* _What you should do_
Below is a listing. Return the lines from the one that contains "Emit a web page that" to the one that contains "<title>支付中心</title>", both ends included, verbatim and with no pictures.

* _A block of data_

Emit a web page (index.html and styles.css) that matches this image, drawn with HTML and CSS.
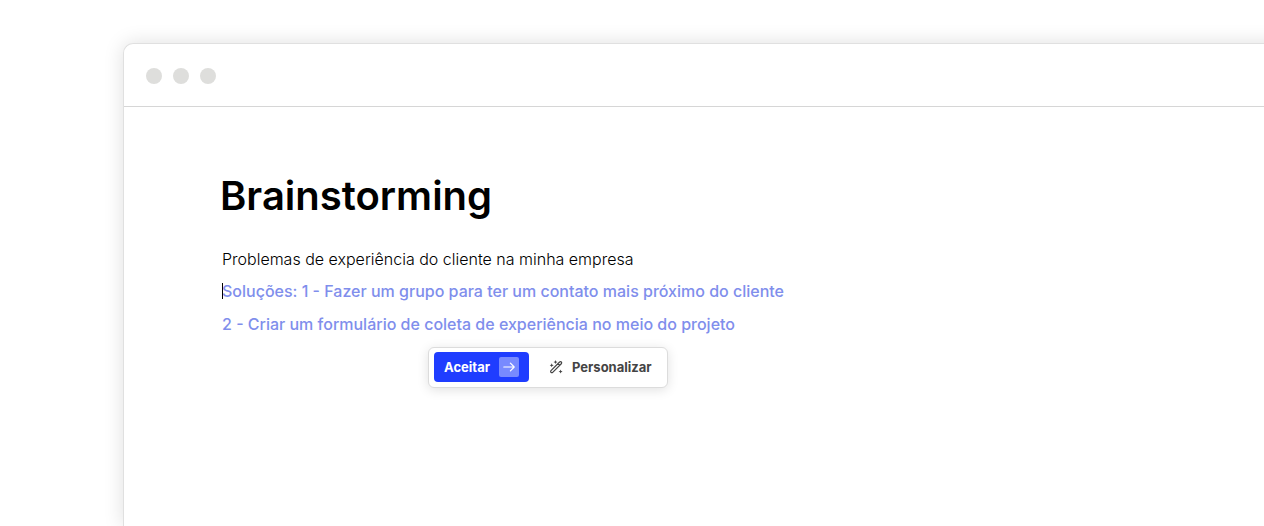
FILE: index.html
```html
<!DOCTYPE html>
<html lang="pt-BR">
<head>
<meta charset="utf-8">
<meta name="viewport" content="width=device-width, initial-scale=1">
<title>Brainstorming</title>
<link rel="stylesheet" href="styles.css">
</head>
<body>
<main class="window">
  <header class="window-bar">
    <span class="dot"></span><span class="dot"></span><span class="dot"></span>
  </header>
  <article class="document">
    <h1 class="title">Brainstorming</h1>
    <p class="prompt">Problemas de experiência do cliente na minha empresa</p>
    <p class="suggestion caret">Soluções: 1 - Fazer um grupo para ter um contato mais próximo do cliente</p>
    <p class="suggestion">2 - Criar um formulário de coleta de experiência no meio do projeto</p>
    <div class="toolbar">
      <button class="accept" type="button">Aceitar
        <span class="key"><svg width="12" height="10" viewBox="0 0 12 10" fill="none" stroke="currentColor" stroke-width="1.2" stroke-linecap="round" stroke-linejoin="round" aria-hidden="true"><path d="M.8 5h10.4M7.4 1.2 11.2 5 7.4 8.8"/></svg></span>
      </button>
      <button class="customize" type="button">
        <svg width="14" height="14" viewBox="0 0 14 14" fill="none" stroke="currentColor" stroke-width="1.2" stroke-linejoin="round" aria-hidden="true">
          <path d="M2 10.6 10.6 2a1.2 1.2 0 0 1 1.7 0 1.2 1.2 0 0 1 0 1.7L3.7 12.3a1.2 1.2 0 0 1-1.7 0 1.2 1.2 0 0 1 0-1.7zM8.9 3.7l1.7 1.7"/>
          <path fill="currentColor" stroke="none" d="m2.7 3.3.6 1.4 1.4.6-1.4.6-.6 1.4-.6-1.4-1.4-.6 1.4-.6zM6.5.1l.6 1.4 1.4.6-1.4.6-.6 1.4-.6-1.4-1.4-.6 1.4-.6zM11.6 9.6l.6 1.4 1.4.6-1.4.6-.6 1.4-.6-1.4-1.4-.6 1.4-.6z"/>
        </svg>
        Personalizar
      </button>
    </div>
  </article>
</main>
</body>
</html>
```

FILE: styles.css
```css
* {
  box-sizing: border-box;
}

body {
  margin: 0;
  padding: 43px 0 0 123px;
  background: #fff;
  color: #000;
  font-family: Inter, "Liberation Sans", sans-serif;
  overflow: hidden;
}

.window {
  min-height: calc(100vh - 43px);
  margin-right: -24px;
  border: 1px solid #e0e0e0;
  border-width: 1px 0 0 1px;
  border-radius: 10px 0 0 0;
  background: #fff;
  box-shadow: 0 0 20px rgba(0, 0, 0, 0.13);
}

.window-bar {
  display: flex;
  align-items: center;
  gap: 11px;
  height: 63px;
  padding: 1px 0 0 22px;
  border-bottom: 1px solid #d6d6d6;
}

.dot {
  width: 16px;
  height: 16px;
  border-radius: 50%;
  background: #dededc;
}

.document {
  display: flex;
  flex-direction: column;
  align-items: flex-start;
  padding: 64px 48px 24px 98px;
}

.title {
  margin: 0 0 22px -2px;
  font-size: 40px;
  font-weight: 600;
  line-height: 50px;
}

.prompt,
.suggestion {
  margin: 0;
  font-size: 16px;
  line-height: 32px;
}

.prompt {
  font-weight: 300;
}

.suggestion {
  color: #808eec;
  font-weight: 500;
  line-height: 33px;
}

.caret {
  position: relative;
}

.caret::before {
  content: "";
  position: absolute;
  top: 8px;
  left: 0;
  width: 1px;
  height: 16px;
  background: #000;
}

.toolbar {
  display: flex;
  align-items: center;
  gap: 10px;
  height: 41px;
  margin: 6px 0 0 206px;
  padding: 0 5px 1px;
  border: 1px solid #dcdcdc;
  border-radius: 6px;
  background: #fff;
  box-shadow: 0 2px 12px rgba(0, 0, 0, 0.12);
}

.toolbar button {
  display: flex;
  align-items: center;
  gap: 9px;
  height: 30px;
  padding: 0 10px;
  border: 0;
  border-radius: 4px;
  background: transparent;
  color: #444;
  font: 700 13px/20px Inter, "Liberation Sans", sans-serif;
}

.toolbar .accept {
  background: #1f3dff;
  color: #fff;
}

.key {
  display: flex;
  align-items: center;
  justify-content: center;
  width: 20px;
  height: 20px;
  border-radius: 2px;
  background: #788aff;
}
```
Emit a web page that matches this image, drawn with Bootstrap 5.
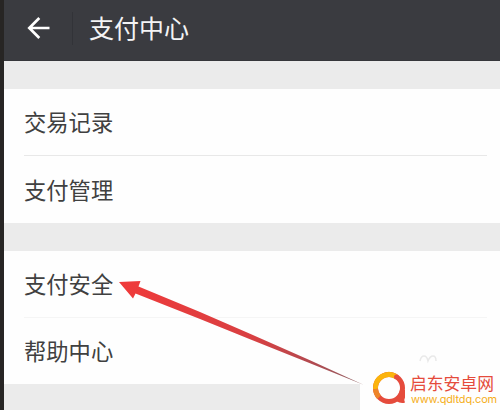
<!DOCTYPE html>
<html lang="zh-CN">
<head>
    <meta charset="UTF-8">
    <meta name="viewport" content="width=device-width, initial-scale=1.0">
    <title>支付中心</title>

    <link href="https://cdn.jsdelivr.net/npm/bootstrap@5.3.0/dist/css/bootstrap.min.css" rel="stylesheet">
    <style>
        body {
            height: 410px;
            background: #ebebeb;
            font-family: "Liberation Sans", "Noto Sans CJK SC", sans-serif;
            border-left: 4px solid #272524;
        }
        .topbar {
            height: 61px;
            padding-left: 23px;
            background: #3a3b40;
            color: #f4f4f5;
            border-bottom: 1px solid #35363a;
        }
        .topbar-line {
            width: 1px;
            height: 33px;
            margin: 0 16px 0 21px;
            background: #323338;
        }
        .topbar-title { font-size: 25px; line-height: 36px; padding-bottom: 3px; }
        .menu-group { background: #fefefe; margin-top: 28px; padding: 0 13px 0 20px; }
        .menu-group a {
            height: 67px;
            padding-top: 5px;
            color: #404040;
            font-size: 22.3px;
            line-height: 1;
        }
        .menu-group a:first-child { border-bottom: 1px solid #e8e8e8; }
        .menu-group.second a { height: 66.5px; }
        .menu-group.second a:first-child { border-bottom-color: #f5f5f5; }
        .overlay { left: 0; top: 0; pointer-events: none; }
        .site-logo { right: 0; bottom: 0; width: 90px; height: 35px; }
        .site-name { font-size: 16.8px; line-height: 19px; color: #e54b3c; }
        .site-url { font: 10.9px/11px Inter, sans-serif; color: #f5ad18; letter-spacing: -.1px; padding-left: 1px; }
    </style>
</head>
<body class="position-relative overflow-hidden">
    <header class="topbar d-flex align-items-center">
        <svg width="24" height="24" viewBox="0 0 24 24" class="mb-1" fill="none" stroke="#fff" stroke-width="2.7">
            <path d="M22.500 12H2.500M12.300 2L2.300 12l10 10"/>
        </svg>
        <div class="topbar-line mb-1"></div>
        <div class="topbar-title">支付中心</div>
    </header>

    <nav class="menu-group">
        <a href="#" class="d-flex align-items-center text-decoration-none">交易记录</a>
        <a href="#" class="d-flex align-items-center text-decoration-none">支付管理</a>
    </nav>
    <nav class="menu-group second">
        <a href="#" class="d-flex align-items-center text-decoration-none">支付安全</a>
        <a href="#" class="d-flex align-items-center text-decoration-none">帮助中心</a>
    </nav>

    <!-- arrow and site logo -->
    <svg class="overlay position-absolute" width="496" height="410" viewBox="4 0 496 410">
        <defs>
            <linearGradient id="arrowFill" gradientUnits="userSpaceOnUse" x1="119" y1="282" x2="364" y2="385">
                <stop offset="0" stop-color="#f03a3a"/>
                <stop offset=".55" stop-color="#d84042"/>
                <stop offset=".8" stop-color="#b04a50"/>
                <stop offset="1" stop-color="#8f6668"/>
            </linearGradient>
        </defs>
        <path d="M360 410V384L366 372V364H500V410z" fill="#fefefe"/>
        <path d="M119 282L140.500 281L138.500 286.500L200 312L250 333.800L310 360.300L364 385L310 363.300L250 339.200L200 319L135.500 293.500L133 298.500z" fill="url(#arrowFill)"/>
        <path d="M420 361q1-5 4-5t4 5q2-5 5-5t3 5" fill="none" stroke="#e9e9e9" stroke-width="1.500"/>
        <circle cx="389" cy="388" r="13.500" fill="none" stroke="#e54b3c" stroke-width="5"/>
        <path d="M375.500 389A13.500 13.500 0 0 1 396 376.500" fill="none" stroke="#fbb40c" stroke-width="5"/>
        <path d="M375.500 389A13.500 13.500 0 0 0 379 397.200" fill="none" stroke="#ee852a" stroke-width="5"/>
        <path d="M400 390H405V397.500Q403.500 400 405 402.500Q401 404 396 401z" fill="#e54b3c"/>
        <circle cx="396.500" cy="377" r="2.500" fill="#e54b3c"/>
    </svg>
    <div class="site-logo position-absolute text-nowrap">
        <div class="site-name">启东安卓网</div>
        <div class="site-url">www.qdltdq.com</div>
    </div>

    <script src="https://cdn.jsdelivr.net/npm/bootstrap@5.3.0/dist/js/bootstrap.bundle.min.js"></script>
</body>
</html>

* _Full solution_
Emit a web page that matches this image, drawn with Bootstrap 5.
<!DOCTYPE html>
<html lang="zh-CN">
<head>
    <meta charset="UTF-8">
    <meta name="viewport" content="width=device-width, initial-scale=1.0">
    <title>支付中心</title>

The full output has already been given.